Measuring Relative Density Using Archimedes' Principle
For Solids:
R.D. = Weight of body in air/Loss in weight when fully immersed in water = W1/W1−W2
For Liquids:
R.D. = Loss in weight in liquid/Loss in weight in water = W − W′′/W−W′
where W = weight in air, W′ = weight in water, W″ = weight in liquid.
Law of Floatation
When a body is immersed in a fluid, two forces act on it:
- Weight (W) acting downward through the centre of gravity.
- Buoyant force (B) acting upward through the centre of buoyancy.
Three cases arise:
| Condition | Result |
|---|---|
| W > B | Body sinks (density of body > density of liquid) |
| W = B | Body remains in equilibrium anywhere inside the liquid |
| W < B | Body rises and floats at the surface; partial volume immersed adjusts so that weight of displaced liquid = weight of body |
Statement of Law of Floatation
A body floats in a fluid if the weight of the fluid displaced by the immersed part of the body equals the weight of the body.
Relation Between Densities for a Floating Body
Let ρ₁ = density of solid, V₁ = total volume of solid, ρ₂ = density of liquid, V₂ = volume of solid immersed.
Weight of solid = Weight of liquid displaced:
V1ρ1g = V2ρ2g
ρ1/ρ2 = V2V1 = Fraction of volume immersed
Example: Ice has density 920 kg/m³, water has 1000 kg/m³. So fraction of iceberg immersed = 920/1000 = 0.92. Hence only 8% of an iceberg is visible above water the famous "tip of the iceberg."

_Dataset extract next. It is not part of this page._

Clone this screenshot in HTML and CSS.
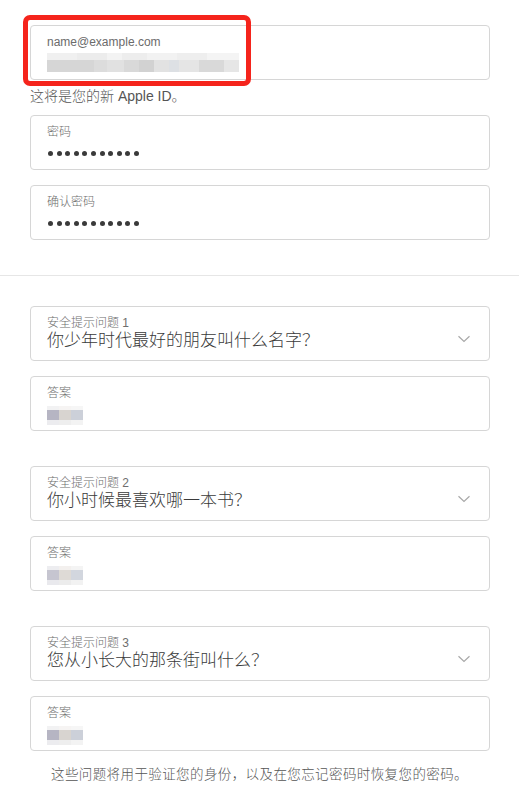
FILE: index.html
```html
<!DOCTYPE html>
<html lang="zh-CN">
<head>
<meta charset="utf-8">
<title>Apple ID</title>
<link rel="stylesheet" href="styles.css">
</head>
<body>
<main class="page">
  <section class="account">
    <div class="field">
      <div class="label label-email">name@example.com</div>
      <div class="value"><span class="mosaic mosaic-email"></span></div>
      <span class="highlight"></span>
    </div>
    <p class="hint">这将是您的新 Apple ID。</p>
    <div class="field">
      <div class="label">密码</div>
      <div class="value dots"><span></span><span></span><span></span><span></span><span></span><span></span><span></span><span></span><span></span><span></span><span></span></div>
    </div>
    <div class="field">
      <div class="label">确认密码</div>
      <div class="value dots"><span></span><span></span><span></span><span></span><span></span><span></span><span></span><span></span><span></span><span></span><span></span></div>
    </div>
  </section>

  <hr class="divider">

  <section class="security">
    <div class="group">
      <div class="field select">
        <div class="select-body">
          <div class="label">安全提示问题 1</div>
          <div class="question">你少年时代最好的朋友叫什么名字？</div>
        </div>
        <svg class="chevron" width="14" height="8" viewBox="0 0 14 8"><path d="M1.5 1.2 L7 6.4 L12.5 1.2" fill="none" stroke="#a8a8a8" stroke-width="1.2"/></svg>
      </div>
      <div class="field">
        <div class="label">答案</div>
        <div class="value"><span class="mosaic mosaic-answer"></span></div>
      </div>
    </div>

    <div class="group">
      <div class="field select">
        <div class="select-body">
          <div class="label">安全提示问题 2</div>
          <div class="question">你小时候最喜欢哪一本书？</div>
        </div>
        <svg class="chevron" width="14" height="8" viewBox="0 0 14 8"><path d="M1.5 1.2 L7 6.4 L12.5 1.2" fill="none" stroke="#a8a8a8" stroke-width="1.2"/></svg>
      </div>
      <div class="field">
        <div class="label">答案</div>
        <div class="value"><span class="mosaic mosaic-answer alt"></span></div>
      </div>
    </div>

    <div class="group">
      <div class="field select">
        <div class="select-body">
          <div class="label">安全提示问题 3</div>
          <div class="question">您从小长大的那条街叫什么？</div>
        </div>
        <svg class="chevron" width="14" height="8" viewBox="0 0 14 8"><path d="M1.5 1.2 L7 6.4 L12.5 1.2" fill="none" stroke="#a8a8a8" stroke-width="1.2"/></svg>
      </div>
      <div class="field">
        <div class="label">答案</div>
        <div class="value"><span class="mosaic mosaic-answer"></span></div>
      </div>
    </div>
  </section>

  <p class="footnote">这些问题将用于验证您的身份，以及在您忘记密码时恢复您的密码。</p>
</main>
</body>
</html>
```

FILE: styles.css
```css
* { box-sizing: border-box; }

html, body {
  margin: 0;
  padding: 0;
  background: #ffffff;
}

body {
  font-family: "Liberation Sans", "Noto Sans CJK SC", sans-serif;
  color: #333333;
}

.page {
  padding-top: 25px;
}

.account,
.security {
  padding: 0 29px 0 30px;
  display: flex;
  flex-direction: column;
}

.account {
  gap: 15px;
}

.security {
  gap: 35px;
}

.group {
  display: flex;
  flex-direction: column;
  gap: 15px;
}

.field {
  position: relative;
  height: 55px;
  border: 1px solid #d6d6d6;
  border-radius: 4px;
  padding: 9px 16px 0 16px;
  background: #ffffff;
}

.label {
  font-size: 12px;
  line-height: 14px;
  font-weight: 300;
  color: #6e6e6e;
  height: 14px;
}

.label-email {
  color: #6b6b6b;
  font-weight: 400;
}

.value {
  height: 20px;
  margin-top: 4px;
  display: flex;
  align-items: center;
}

.dots {
  gap: 3.6px;
  padding-left: 1px;
}

.dots span {
  width: 5px;
  height: 5px;
  border-radius: 50%;
  background: #3a3a3a;
}

.hint {
  margin: -8px 0 -5px 0;
  font-size: 14px;
  line-height: 18px;
  font-weight: 300;
  color: #555555;
}

.divider {
  margin: 35px 0 30px 0;
  border: 0;
  border-top: 1px solid #e6e6e6;
  height: 0;
}

.select {
  display: flex;
  align-items: center;
  padding-right: 18px;
}

.select-body {
  flex: 1;
  align-self: flex-start;
}

.question {
  font-size: 17px;
  line-height: 22px;
  font-weight: 300;
  color: #3a3a3a;
}

.chevron {
  flex: none;
  margin-top: 1px;
}

.mosaic {
  display: block;
}

.mosaic-email {
  width: 192px;
  height: 19px;
  margin-top: -1px;
  background:
    linear-gradient(to right,
      #f0f0f0 0 30px, #ececec 30px 60px, #f3f3f3 60px 75px, #ededed 75px 100px,
      #f2f2f2 100px 130px, #eeeeee 130px 160px, #f4f4f4 160px 192px) 0 0 / 192px 7px no-repeat,
    linear-gradient(to right,
      #d6d6d6 0 47px, #dcdcdc 47px 60px, #e1e1e1 60px 77px, #d9d9d9 77px 92px,
      #d2d2d2 92px 107px, #e2e2e2 107px 122px, #dde0e4 122px 132px, #e5e5e5 132px 152px,
      #d9d9d9 152px 177px, #e6e6e6 177px 192px) 0 7px / 192px 12px no-repeat;
}

.mosaic-answer {
  width: 36px;
  height: 19px;
  margin-top: 2px;
  background:
    linear-gradient(to right, #f2f2f3 0 12px, #f6f4f3 12px 24px, #f6f6f6 24px 36px) 0 0 / 36px 4px no-repeat,
    linear-gradient(to right, #b6b5c3 0 12px, #d8d4d0 12px 24px, #ccd0d9 24px 36px) 0 4px / 36px 10px no-repeat,
    linear-gradient(to right, #ececef 0 12px, #eeeeee 12px 24px, #f3f3f3 24px 36px) 0 14px / 36px 5px no-repeat;
}

.mosaic-answer.alt {
  background:
    linear-gradient(to right, #ededf0 0 12px, #f3f0ee 12px 24px, #f4f4f4 24px 36px) 0 0 / 36px 4px no-repeat,
    linear-gradient(to right, #c6c5d0 0 12px, #dedad6 12px 24px, #d2d6de 24px 36px) 0 4px / 36px 10px no-repeat,
    linear-gradient(to right, #e9e9ed 0 12px, #ececec 12px 24px, #f2f2f2 24px 36px) 0 14px / 36px 5px no-repeat;
}

.highlight {
  position: absolute;
  left: -8px;
  top: -11px;
  width: 228px;
  height: 71px;
  border: 5px solid #f5241c;
  border-radius: 7px;
  pointer-events: none;
}

.footnote {
  margin: 15px 0 0 0;
  text-align: center;
  font-size: 13.5px;
  line-height: 18px;
  font-weight: 300;
  letter-spacing: 0.4px;
  color: #555555;
}
```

Conditions for Stable Equilibrium of a Floating Body
- Weight of body = weight of liquid displaced.
- Centre of gravity (G) and centre of buoyancy (B) lie on the same vertical line.
- Stable equilibrium: G lies vertically above B (so that any tilt creates a restoring torque). This is why ships are designed with low centres of gravity.
Important Note-Melting Ice in Water
When an ice block floating in water melts completely, the water level remains unchanged (the volume of water it displaced exactly equals the volume of water it produces on melting).
If ice is floating in a denser liquid (e.g., brine), the water level rises on melting. If ice is floating in a lighter liquid (e.g., alcohol), the level falls.